EXERCISE. Where a line contains the word "this", copy that line in full.

Pages as source code:
|---|

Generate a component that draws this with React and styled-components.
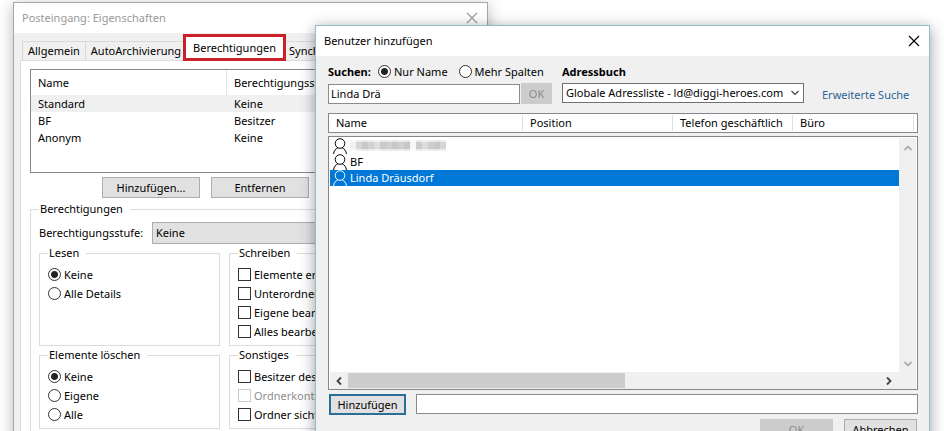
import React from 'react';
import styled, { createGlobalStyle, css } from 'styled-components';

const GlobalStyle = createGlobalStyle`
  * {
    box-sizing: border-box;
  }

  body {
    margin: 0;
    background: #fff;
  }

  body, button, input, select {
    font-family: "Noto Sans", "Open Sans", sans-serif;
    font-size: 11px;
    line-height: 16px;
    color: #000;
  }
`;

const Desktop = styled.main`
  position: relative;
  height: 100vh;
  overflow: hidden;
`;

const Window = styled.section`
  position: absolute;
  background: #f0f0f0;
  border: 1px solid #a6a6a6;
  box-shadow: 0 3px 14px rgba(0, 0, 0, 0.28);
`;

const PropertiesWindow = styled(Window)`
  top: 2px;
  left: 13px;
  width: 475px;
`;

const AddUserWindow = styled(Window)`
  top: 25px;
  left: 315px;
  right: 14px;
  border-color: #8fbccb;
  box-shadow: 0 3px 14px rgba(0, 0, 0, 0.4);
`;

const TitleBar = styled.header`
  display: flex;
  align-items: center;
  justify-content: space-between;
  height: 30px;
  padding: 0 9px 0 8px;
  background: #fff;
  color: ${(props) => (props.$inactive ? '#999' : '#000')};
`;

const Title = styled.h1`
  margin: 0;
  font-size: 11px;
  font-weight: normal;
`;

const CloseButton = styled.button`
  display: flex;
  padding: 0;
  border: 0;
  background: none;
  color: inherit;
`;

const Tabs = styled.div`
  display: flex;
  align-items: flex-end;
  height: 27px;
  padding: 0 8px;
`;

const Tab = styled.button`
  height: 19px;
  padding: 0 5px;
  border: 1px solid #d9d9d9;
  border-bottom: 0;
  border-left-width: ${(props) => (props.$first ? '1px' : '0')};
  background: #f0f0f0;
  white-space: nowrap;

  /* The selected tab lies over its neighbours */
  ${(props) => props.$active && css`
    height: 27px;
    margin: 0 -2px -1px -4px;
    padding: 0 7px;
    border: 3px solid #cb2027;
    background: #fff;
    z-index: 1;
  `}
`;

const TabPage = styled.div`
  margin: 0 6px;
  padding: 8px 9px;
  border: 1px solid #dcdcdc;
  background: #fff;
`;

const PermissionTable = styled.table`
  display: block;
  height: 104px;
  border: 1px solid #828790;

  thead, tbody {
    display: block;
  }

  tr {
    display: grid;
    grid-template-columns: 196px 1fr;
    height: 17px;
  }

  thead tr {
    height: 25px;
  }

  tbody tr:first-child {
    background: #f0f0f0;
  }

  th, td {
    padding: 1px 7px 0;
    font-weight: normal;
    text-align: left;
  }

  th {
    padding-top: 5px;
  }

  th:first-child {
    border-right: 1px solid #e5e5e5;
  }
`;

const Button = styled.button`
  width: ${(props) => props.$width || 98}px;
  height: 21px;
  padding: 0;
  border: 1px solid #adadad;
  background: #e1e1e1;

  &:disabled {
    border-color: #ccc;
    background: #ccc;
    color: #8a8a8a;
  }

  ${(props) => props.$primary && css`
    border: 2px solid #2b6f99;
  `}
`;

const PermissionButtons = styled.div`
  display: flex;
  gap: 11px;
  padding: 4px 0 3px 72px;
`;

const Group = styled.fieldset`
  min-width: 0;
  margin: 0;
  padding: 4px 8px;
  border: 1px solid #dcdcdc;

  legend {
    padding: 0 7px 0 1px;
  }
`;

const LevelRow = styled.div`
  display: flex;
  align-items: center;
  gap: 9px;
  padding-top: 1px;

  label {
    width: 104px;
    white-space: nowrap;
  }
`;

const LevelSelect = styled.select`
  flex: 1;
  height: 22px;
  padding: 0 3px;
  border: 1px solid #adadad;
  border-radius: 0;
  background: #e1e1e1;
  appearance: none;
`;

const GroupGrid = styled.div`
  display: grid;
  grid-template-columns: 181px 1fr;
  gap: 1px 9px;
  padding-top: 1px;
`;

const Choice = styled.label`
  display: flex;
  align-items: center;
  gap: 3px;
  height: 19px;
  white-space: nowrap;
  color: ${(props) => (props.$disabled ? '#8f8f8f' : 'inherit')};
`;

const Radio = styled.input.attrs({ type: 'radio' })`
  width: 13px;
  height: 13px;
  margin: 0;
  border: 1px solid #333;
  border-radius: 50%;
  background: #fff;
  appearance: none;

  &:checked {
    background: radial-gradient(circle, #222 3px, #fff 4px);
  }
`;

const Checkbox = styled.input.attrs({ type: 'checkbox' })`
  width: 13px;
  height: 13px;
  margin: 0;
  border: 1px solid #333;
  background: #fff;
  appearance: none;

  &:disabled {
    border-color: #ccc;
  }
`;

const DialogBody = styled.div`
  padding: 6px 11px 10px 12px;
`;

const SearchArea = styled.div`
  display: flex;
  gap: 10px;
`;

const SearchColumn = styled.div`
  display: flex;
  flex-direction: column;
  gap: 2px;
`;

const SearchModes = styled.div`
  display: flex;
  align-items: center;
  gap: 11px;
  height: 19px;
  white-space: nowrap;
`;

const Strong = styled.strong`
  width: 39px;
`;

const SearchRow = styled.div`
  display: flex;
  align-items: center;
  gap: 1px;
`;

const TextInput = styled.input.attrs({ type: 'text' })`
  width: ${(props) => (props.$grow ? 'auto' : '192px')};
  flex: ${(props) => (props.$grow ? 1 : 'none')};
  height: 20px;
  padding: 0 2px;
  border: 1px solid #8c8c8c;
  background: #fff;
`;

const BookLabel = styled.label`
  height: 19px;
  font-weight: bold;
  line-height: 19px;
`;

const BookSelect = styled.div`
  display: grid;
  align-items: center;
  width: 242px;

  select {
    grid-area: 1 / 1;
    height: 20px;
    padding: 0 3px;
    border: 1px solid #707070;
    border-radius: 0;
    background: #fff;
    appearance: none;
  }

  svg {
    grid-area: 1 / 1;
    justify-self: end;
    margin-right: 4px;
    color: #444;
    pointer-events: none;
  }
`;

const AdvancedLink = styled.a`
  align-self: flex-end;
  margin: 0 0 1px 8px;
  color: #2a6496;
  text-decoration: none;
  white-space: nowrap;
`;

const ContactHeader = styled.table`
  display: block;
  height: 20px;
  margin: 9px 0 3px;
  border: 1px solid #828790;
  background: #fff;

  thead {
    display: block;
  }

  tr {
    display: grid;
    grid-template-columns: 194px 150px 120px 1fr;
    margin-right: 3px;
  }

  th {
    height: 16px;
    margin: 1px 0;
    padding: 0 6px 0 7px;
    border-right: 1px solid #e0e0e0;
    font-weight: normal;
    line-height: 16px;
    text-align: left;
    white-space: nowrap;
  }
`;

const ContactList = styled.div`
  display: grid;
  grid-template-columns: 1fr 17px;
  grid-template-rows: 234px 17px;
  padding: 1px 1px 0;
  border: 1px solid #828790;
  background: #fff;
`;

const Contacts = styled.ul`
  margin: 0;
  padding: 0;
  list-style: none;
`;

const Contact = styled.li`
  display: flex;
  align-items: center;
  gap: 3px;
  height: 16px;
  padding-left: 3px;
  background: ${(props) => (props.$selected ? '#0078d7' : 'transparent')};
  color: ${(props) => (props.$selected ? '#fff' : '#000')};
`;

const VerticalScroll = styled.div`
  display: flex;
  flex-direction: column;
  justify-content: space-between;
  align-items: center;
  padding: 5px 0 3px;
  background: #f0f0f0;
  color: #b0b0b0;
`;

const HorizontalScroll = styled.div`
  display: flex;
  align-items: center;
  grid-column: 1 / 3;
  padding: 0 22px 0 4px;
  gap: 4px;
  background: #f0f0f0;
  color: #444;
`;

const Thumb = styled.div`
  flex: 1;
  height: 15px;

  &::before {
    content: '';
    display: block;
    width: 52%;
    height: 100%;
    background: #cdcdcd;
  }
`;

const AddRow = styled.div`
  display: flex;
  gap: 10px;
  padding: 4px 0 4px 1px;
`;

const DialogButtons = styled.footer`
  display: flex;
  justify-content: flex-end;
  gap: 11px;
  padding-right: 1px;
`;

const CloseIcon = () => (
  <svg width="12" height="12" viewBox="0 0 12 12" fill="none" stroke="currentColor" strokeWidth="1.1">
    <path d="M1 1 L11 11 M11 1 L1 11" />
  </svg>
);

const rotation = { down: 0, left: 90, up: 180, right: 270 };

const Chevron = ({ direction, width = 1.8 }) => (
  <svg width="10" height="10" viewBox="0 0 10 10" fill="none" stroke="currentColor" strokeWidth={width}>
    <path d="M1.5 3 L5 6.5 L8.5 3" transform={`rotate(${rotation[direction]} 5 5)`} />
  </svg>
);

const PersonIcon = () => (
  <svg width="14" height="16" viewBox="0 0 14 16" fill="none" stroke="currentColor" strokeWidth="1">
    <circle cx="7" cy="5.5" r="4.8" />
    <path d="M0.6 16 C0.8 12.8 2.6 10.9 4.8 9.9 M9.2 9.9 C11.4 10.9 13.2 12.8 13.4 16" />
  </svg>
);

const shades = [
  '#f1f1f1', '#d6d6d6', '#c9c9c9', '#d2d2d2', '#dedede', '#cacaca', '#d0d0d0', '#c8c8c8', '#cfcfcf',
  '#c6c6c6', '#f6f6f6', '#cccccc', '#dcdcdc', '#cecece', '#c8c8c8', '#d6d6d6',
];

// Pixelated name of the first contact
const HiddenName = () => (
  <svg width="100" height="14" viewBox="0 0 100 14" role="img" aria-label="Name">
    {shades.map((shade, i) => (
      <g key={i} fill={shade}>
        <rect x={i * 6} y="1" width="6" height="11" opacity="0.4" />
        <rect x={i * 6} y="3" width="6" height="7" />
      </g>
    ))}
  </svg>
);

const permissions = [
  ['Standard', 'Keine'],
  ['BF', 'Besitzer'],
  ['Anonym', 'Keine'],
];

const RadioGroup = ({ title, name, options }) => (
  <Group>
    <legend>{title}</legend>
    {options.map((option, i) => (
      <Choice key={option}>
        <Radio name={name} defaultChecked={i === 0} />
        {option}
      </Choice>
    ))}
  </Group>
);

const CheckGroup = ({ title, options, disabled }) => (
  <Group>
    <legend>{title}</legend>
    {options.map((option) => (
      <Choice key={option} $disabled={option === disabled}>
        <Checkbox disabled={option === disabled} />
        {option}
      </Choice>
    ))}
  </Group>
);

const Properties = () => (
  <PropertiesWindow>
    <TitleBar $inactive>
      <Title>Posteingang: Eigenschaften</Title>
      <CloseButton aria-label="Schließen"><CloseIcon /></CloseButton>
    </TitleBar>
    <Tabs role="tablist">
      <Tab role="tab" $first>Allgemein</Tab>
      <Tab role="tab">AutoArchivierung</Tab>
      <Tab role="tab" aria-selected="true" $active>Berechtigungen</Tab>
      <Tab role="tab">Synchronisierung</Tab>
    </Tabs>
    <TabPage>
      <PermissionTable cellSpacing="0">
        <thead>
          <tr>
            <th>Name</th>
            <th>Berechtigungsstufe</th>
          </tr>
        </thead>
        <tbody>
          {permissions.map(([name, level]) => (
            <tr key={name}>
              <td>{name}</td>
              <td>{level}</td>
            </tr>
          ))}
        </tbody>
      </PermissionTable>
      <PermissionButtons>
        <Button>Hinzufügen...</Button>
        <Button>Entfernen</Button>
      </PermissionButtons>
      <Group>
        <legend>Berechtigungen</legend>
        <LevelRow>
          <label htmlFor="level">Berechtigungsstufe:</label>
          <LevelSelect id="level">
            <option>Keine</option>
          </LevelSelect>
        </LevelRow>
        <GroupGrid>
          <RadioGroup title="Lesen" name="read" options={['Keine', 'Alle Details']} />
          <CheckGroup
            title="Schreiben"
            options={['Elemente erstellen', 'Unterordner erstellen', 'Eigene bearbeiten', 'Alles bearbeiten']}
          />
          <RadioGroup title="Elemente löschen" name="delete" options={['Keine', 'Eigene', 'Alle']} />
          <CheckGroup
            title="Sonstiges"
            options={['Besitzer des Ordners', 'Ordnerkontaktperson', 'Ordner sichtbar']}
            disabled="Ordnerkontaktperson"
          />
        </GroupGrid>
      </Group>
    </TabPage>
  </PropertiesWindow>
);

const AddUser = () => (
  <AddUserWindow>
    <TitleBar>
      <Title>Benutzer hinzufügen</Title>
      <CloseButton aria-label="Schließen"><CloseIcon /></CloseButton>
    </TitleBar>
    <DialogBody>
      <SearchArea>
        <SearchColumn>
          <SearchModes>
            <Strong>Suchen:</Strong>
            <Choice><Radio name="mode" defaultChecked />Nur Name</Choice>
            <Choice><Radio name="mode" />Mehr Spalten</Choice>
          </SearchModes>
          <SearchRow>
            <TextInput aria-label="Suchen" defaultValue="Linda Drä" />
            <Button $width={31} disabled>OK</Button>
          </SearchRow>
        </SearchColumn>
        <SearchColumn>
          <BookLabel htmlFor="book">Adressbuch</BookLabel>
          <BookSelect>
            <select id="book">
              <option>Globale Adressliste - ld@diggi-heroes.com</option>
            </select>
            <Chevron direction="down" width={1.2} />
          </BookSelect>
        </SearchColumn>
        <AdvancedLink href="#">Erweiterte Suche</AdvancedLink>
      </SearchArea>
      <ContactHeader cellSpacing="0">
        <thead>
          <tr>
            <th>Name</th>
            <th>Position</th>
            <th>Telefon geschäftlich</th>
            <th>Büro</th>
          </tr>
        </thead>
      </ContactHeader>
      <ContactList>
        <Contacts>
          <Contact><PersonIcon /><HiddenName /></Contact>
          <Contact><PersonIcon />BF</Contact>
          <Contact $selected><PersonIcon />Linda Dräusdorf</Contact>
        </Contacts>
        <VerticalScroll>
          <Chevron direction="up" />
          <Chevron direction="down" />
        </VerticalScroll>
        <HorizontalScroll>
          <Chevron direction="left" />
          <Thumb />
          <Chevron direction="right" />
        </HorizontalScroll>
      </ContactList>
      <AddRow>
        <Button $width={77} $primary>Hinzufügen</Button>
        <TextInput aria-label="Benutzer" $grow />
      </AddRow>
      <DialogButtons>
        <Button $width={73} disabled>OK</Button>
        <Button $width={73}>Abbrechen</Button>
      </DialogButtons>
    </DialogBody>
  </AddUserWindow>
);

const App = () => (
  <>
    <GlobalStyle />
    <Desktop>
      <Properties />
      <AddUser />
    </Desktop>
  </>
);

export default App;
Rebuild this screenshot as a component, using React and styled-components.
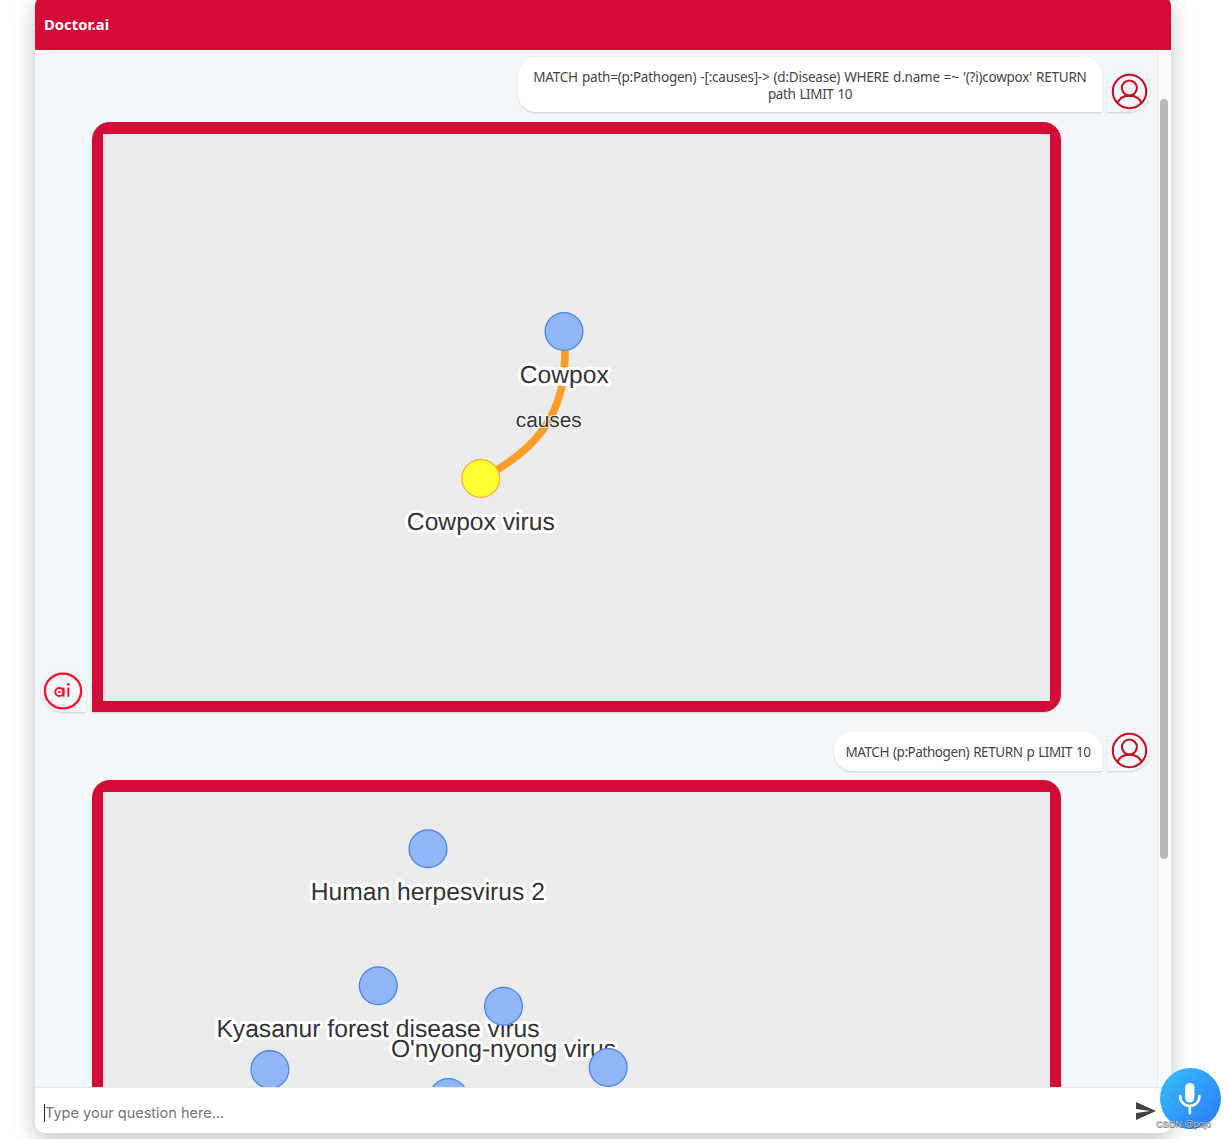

|---|

TASK RESULT.
Generate a component that draws this with React and styled-components.
Rebuild this screenshot as a component, using React and styled-components.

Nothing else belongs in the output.